Future may be good news for buyers frazzled by the summer's superheated market.
Puget Sound-area home sales and prices remain strong, according to the latest statistics, but anecdotally, real-estate agents say the usual fall slowdown is well under way.
That may spell good news for buyers frazzled by the summer’s superheated market.
“What we’re seeing and feeling is that the market is still strong, but there’s more balance than we’ve seen in prior months,” said Chris Pauling, president of Prudential Northwest Realty Associates. “Buyers aren’t selling their first-borns to get a house.”
David Milot, co-owner of Re/Max Metro Realty, concurred. “The market is a little bit softer than it has been, but it’s still buoyant,” Milot said.
Last month in central Puget Sound — King, Snohomish, Pierce and Kitsap counties — buyers made 5,856 offers for houses or condominiums, down from 7,561 offers the month before, according to statistics released Tuesday by the Northwest Multiple Listing Service.
Some of these offers — called pending sales — may not close for various reasons. Still, they are the best available indication of last month’s sales activity.

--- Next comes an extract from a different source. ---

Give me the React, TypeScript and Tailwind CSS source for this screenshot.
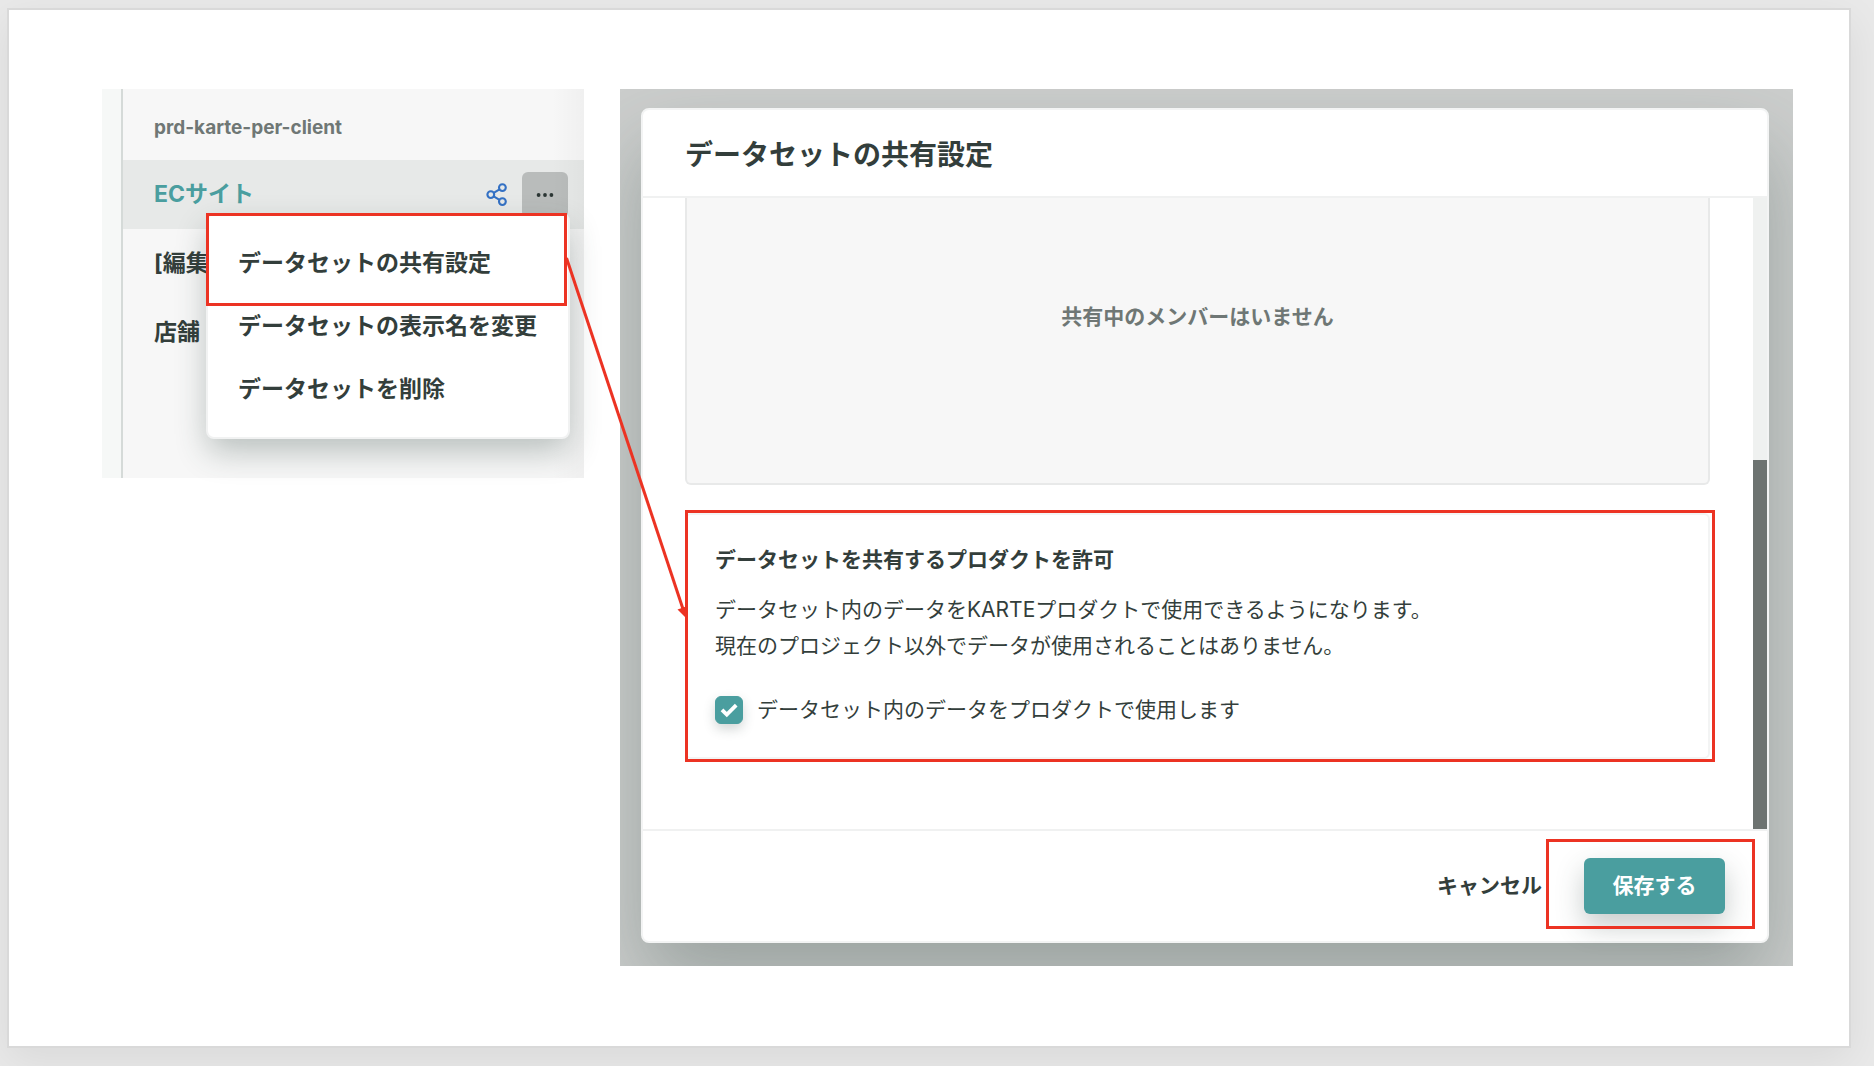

Declining sales is one potential sign of a softening market. Perhaps more important is an increase in properties for sale because it indicates that homes are languishing.
However, last month the four central Puget Sound counties had 14 percent fewer homes available than they had in September. King County’s listings were down the most — 20 percent compared with the month before — and less availability generally keeps a market stable even when sales are down.
Indeed, Milot noted, affordable homes remain in demand.
“A decent house under $350,000 that’s either in Seattle or close-in Bellevue sells instantly,” Milot said. “We have customers waiting for them.”
But higher-priced homes, particularly those over $1 million in subdivisions, are selling more slowly now than they were a few months ago, Milot said.
Agents tell Pauling that sellers are being more realistic about pricing their homes.
“We’re also seeing more open houses and more price reductions,” he said.
Besides the customary slowdown in advance of the holidays, two other factors may be affecting sales.
One is the uptick in mortgage rates. Last month the national average for a 30-year fixed-rate loan was 6.21 percent, according to HSH Associates, a mortgage-information provider. That’s half a percentage point higher than the year’s lowest rate, which was posted in February. That rate increase pushes a monthly house payment up $79 on a $250,000 mortgage. Seattle’s current 30-year rate is 6.35 percent.
The other factor is the continuing high price of gas. Coupled with traffic congestion, it’s causing buyers to think carefully about how far they’re willing to drive. That keeps prices solid in close-in locations.
The median sold price last month for King County houses and condos combined was $355,000, a 20 percent increase over the previous October. Snohomish and Pierce counties posted similar appreciation, while Kitsap trailed with a still-significant 16 percent.
Pauling expects the region’s strengthening job market to offset higher interest rates and keep the housing market healthy.
“So far I don’t see anything saying a downturn is here,” he said. “Even with these appreciation numbers, I don’t think we’re anywhere near a bubble market.”